Quote the whole listing word for word. Do not include the pictures.

--------------------------------------------------

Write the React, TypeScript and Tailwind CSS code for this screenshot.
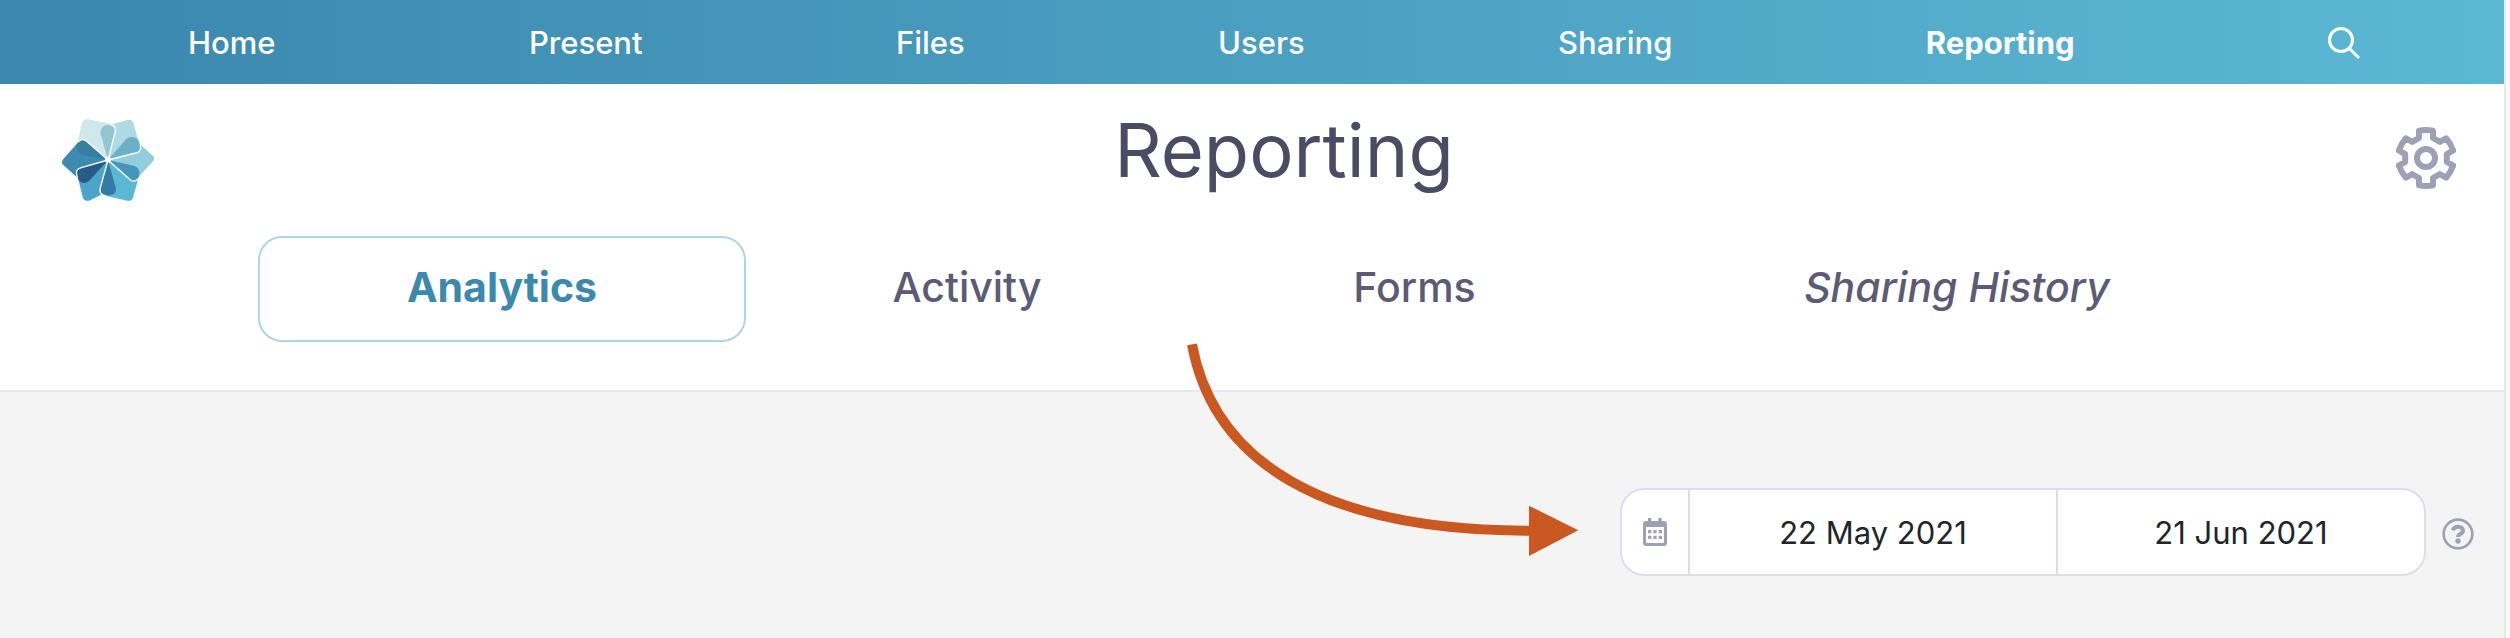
const NAV = ['Home', 'Present', 'Files', 'Users', 'Sharing', 'Reporting']

function SearchIcon() {
  return (
    <svg className="h-8 w-8" viewBox="0 0 32 32" fill="none" stroke="currentColor" strokeWidth="3">
      <circle cx="13" cy="13" r="11.5" />
      <path d="M21.5 21.5 31 31" />
    </svg>
  )
}

function Logo() {
  return (
    <svg className="h-[120px] w-[132px]" viewBox="0 -6 396 360">
      {/* Petals */}
      <path fill="#d0e8ec" d="M204 180 108 143 126 70Q130 55 145 58L212 72 226 90Z" />
      <path fill="#aedae3" d="M204 180 212 74 262 60Q277 56 281 71L300 140 296 158Z" />
      <path fill="#90cedd" d="M204 180 300 133 337 166Q347 175 338 185L287 240 272 240Z" />
      <path fill="#5ab8d3" d="M204 180 295 235 280 290Q276 305 262 302L195 287 182 270Z" />
      <path fill="#4aa5c8" d="M204 180 182 285 147 302Q132 305 128 291L112 225Z" />
      <path fill="#3d8bb0" d="M204 180 140 125Q127 113 116 125L70 177Q61 187 71 196L112 233Z" />
      {/* Overlaps */}
      <path fill="#92c5d0" d="M204 180 182 102C176 66 232 68 225 96Z" />
      <path fill="#6bb0c7" d="M204 180 258 118C272 104 296 112 298 128Q304 155 293 156Z" />
      <path fill="#4596ba" d="M204 180 281 197C297 201 300 216 297 230Q284 250 270 238Z" />
      <path fill="#357aa7" d="M204 180 227 262C231 278 221 286 206 286Q176 286 181 268Z" />
      <path fill="#255b88" d="M204 180 150 240C138 254 119 250 115 238Q105 210 118 206Z" />
      <path fill="#367f9f" d="M204 180 130 165Q109 160 108 136L118 123Q127 114 138 124Z" />
      {/* Edges */}
      <g fill="none" stroke="#fff" strokeWidth="4" strokeLinecap="round">
        <path d="M204 180 225 98Q230 78 212 74" />
        <path d="M204 180 288 159Q306 155 301 136" />
        <path d="M204 180 268 237Q281 250 294 237" />
        <path d="M204 180 181 263Q175 283 197 287" />
        <path d="M204 180 124 203Q105 208 110 224L112 232" />
        <path d="M204 180 140 124Q127 113 115 125" />
      </g>
      <circle cx="204" cy="179" r="9" fill="#fff" />
    </svg>
  )
}

function GearIcon() {
  return (
    <svg
      className="h-[62px] w-[60px]"
      viewBox="-90 -93 180 186"
      fill="none"
      stroke="currentColor"
      strokeWidth="18"
      strokeLinejoin="round"
    >
      <path d="M-21-60V-82Q0-86 21-82V-60L41.5-48.2 60.5-59.2Q74.5-43 81.5-22.8L62.5-11.8V11.8L81.5 22.8Q74.5 43 60.5 59.2L41.5 48.2 21 60V82Q0 86-21 82V60L-41.5 48.2-60.5 59.2Q-74.5 43-81.5 22.8L-62.5 11.8V-11.8L-81.5-22.8Q-74.5-43-60.5-59.2L-41.5-48.2Z" />
      <circle r="27" />
    </svg>
  )
}

function CalendarIcon() {
  return (
    <svg className="h-7 w-6" viewBox="0 0 72 84" fill="currentColor">
      <path
        fillRule="evenodd"
        d="M15 0h10v9h21V0h10v9h7q9 0 9 9v57q0 9-9 9H9q-9 0-9-9V18q0-9 9-9h6ZM9 27v45q0 3 3 3h48q3 0 3-3V27Z"
      />
      <path d="M15 36h10v10H15zM31 36h10v10H31zM47 36h10v10H47zM15 53h10v10H15zM31 53h10v10H31zM47 53h10v10H47z" />
    </svg>
  )
}

function HelpIcon() {
  return (
    <svg className="h-8 w-8" viewBox="0 0 96 96" fill="none" stroke="currentColor">
      <circle cx="48" cy="48" r="43" strokeWidth="8" />
      <path d="M32 37C38 23 63 23 63 38C63 49 48 47 48 57" strokeWidth="12" />
      <circle cx="48" cy="69" r="8" fill="currentColor" stroke="none" />
    </svg>
  )
}

function Arrow() {
  return (
    <svg
      className="pointer-events-none absolute right-full -bottom-1 mr-5 h-[260px] w-[440px]"
      viewBox="0 0 1320 780"
      fill="none"
    >
      <path d="M96 73C160 420 480 632 1110 632" stroke="#c95821" strokeWidth="30" />
      <path d="M1107 557 1255 631 1107 708Z" fill="#c95821" />
    </svg>
  )
}

export default function App() {
  return (
    <div className="min-h-screen bg-[#f9f9f9] pr-1 font-['Inter',sans-serif]">
      <div className="flex min-h-screen flex-col border-r-2 border-[#e7e7e7] bg-[#f4f4f4]">
        <nav className="flex h-[84px] items-center justify-between bg-linear-to-r from-[#3b87ae] to-[#5bb8d4] pt-0.5 pr-36 pl-[188px] text-[31px] font-medium text-white">
          {NAV.map((item) => (
            <a key={item} href="#" className={item === 'Reporting' ? 'font-bold' : ''}>
              {item}
            </a>
          ))}
          <button aria-label="Search">
            <SearchIcon />
          </button>
        </nav>

        <header className="border-b-2 border-[#e6e6ef] bg-white pb-12">
          <div className="mb-1 flex h-[148px] items-center pr-12 pl-10">
            <a href="#" aria-label="Dashboard">
              <Logo />
            </a>
            <h1 className="flex-1 pb-4 text-center text-[74px] leading-none text-[#4b4b64]">Reporting</h1>
            <button aria-label="Settings" className="text-[#9f9fb5]">
              <GearIcon />
            </button>
          </div>

          {/* Report tabs */}
          <div className="grid h-[106px] grid-cols-[488fr_442fr_453fr_632fr] pr-[231px] pl-[258px] text-[41px] font-medium text-[#5b5b75]">
            <button className="rounded-3xl border-2 border-[#aed6e1] pb-0.5 font-bold text-[#3b8aae]">Analytics</button>
            <button className="pb-0.5">Activity</button>
            <button className="pb-0.5">Forms</button>
            <button className="pb-0.5 italic">Sharing History</button>
          </div>
        </header>

        <main className="flex items-center justify-end gap-4 pt-24 pr-[30px]">
          <div className="relative">
            <div className="flex h-[88px] overflow-hidden rounded-3xl border-2 border-[#dedeea] bg-white text-[31px] text-[#212529]">
              <span className="flex w-[66px] items-center justify-center text-[#9f9fb5]">
                <CalendarIcon />
              </span>
              <input
                aria-label="Start date"
                defaultValue="22 May 2021"
                className="w-[368px] border-l-2 border-[#dedeea] pt-0.5 text-center outline-none"
              />
              <input
                aria-label="End date"
                defaultValue="21 Jun 2021"
                className="w-[368px] border-l-2 border-[#dedeea] pt-0.5 text-center outline-none"
              />
            </div>
            <Arrow />
          </div>
          <button aria-label="Help" className="pt-1 text-[#9f9fb5]">
            <HelpIcon />
          </button>
        </main>
      </div>
    </div>
  )
}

--------------------------------------------------

Final result:
Write the React, TypeScript and Tailwind CSS code for this screenshot.
const NAV = ['Home', 'Present', 'Files', 'Users', 'Sharing', 'Reporting']

function SearchIcon() {
  return (
    <svg className="h-8 w-8" viewBox="0 0 32 32" fill="none" stroke="currentColor" strokeWidth="3">
      <circle cx="13" cy="13" r="11.5" />
      <path d="M21.5 21.5 31 31" />
    </svg>
  )
}

function Logo() {
  return (
    <svg className="h-[120px] w-[132px]" viewBox="0 -6 396 360">
      {/* Petals */}
      <path fill="#d0e8ec" d="M204 180 108 143 126 70Q130 55 145 58L212 72 226 90Z" />
      <path fill="#aedae3" d="M204 180 212 74 262 60Q277 56 281 71L300 140 296 158Z" />
      <path fill="#90cedd" d="M204 180 300 133 337 166Q347 175 338 185L287 240 272 240Z" />
      <path fill="#5ab8d3" d="M204 180 295 235 280 290Q276 305 262 302L195 287 182 270Z" />
      <path fill="#4aa5c8" d="M204 180 182 285 147 302Q132 305 128 291L112 225Z" />
      <path fill="#3d8bb0" d="M204 180 140 125Q127 113 116 125L70 177Q61 187 71 196L112 233Z" />
      {/* Overlaps */}
      <path fill="#92c5d0" d="M204 180 182 102C176 66 232 68 225 96Z" />
      <path fill="#6bb0c7" d="M204 180 258 118C272 104 296 112 298 128Q304 155 293 156Z" />
      <path fill="#4596ba" d="M204 180 281 197C297 201 300 216 297 230Q284 250 270 238Z" />
      <path fill="#357aa7" d="M204 180 227 262C231 278 221 286 206 286Q176 286 181 268Z" />
      <path fill="#255b88" d="M204 180 150 240C138 254 119 250 115 238Q105 210 118 206Z" />
      <path fill="#367f9f" d="M204 180 130 165Q109 160 108 136L118 123Q127 114 138 124Z" />
      {/* Edges */}
      <g fill="none" stroke="#fff" strokeWidth="4" strokeLinecap="round">
        <path d="M204 180 225 98Q230 78 212 74" />
        <path d="M204 180 288 159Q306 155 301 136" />
        <path d="M204 180 268 237Q281 250 294 237" />
        <path d="M204 180 181 263Q175 283 197 287" />
        <path d="M204 180 124 203Q105 208 110 224L112 232" />
        <path d="M204 180 140 124Q127 113 115 125" />
      </g>
      <circle cx="204" cy="179" r="9" fill="#fff" />
    </svg>
  )
}

function GearIcon() {
  return (
    <svg
      className="h-[62px] w-[60px]"
      viewBox="-90 -93 180 186"
      fill="none"
      stroke="currentColor"
      strokeWidth="18"
      strokeLinejoin="round"
    >
      <path d="M-21-60V-82Q0-86 21-82V-60L41.5-48.2 60.5-59.2Q74.5-43 81.5-22.8L62.5-11.8V11.8L81.5 22.8Q74.5 43 60.5 59.2L41.5 48.2 21 60V82Q0 86-21 82V60L-41.5 48.2-60.5 59.2Q-74.5 43-81.5 22.8L-62.5 11.8V-11.8L-81.5-22.8Q-74.5-43-60.5-59.2L-41.5-48.2Z" />
      <circle r="27" />
    </svg>
  )
}

function CalendarIcon() {
  return (
    <svg className="h-7 w-6" viewBox="0 0 72 84" fill="currentColor">
      <path
        fillRule="evenodd"
        d="M15 0h10v9h21V0h10v9h7q9 0 9 9v57q0 9-9 9H9q-9 0-9-9V18q0-9 9-9h6ZM9 27v45q0 3 3 3h48q3 0 3-3V27Z"
      />
      <path d="M15 36h10v10H15zM31 36h10v10H31zM47 36h10v10H47zM15 53h10v10H15zM31 53h10v10H31zM47 53h10v10H47z" />
    </svg>
  )
}

function HelpIcon() {
  return (
    <svg className="h-8 w-8" viewBox="0 0 96 96" fill="none" stroke="currentColor">
      <circle cx="48" cy="48" r="43" strokeWidth="8" />
      <path d="M32 37C38 23 63 23 63 38C63 49 48 47 48 57" strokeWidth="12" />
      <circle cx="48" cy="69" r="8" fill="currentColor" stroke="none" />
    </svg>
  )
}

function Arrow() {
  return (
    <svg
      className="pointer-events-none absolute right-full -bottom-1 mr-5 h-[260px] w-[440px]"
      viewBox="0 0 1320 780"
      fill="none"
    >
      <path d="M96 73C160 420 480 632 1110 632" stroke="#c95821" strokeWidth="30" />
      <path d="M1107 557 1255 631 1107 708Z" fill="#c95821" />
    </svg>
  )
}

export default function App() {
  return (
    <div className="min-h-screen bg-[#f9f9f9] pr-1 font-['Inter',sans-serif]">
      <div className="flex min-h-screen flex-col border-r-2 border-[#e7e7e7] bg-[#f4f4f4]">
        <nav className="flex h-[84px] items-center justify-between bg-linear-to-r from-[#3b87ae] to-[#5bb8d4] pt-0.5 pr-36 pl-[188px] text-[31px] font-medium text-white">
          {NAV.map((item) => (
            <a key={item} href="#" className={item === 'Reporting' ? 'font-bold' : ''}>
              {item}
            </a>
          ))}
          <button aria-label="Search">
            <SearchIcon />
          </button>
        </nav>

        <header className="border-b-2 border-[#e6e6ef] bg-white pb-12">
          <div className="mb-1 flex h-[148px] items-center pr-12 pl-10">
            <a href="#" aria-label="Dashboard">
              <Logo />
            </a>
            <h1 className="flex-1 pb-4 text-center text-[74px] leading-none text-[#4b4b64]">Reporting</h1>
            <button aria-label="Settings" className="text-[#9f9fb5]">
              <GearIcon />
            </button>
          </div>

          {/* Report tabs */}
          <div className="grid h-[106px] grid-cols-[488fr_442fr_453fr_632fr] pr-[231px] pl-[258px] text-[41px] font-medium text-[#5b5b75]">
            <button className="rounded-3xl border-2 border-[#aed6e1] pb-0.5 font-bold text-[#3b8aae]">Analytics</button>
            <button className="pb-0.5">Activity</button>
            <button className="pb-0.5">Forms</button>
            <button className="pb-0.5 italic">Sharing History</button>
          </div>
        </header>

        <main className="flex items-center justify-end gap-4 pt-24 pr-[30px]">
          <div className="relative">
            <div className="flex h-[88px] overflow-hidden rounded-3xl border-2 border-[#dedeea] bg-white text-[31px] text-[#212529]">
              <span className="flex w-[66px] items-center justify-center text-[#9f9fb5]">
                <CalendarIcon />
              </span>
              <input
                aria-label="Start date"
                defaultValue="22 May 2021"
                className="w-[368px] border-l-2 border-[#dedeea] pt-0.5 text-center outline-none"
              />
              <input
                aria-label="End date"
                defaultValue="21 Jun 2021"
                className="w-[368px] border-l-2 border-[#dedeea] pt-0.5 text-center outline-none"
              />
            </div>
            <Arrow />
          </div>
          <button aria-label="Help" className="pt-1 text-[#9f9fb5]">
            <HelpIcon />
          </button>
        </main>
      </div>
    </div>
  )
}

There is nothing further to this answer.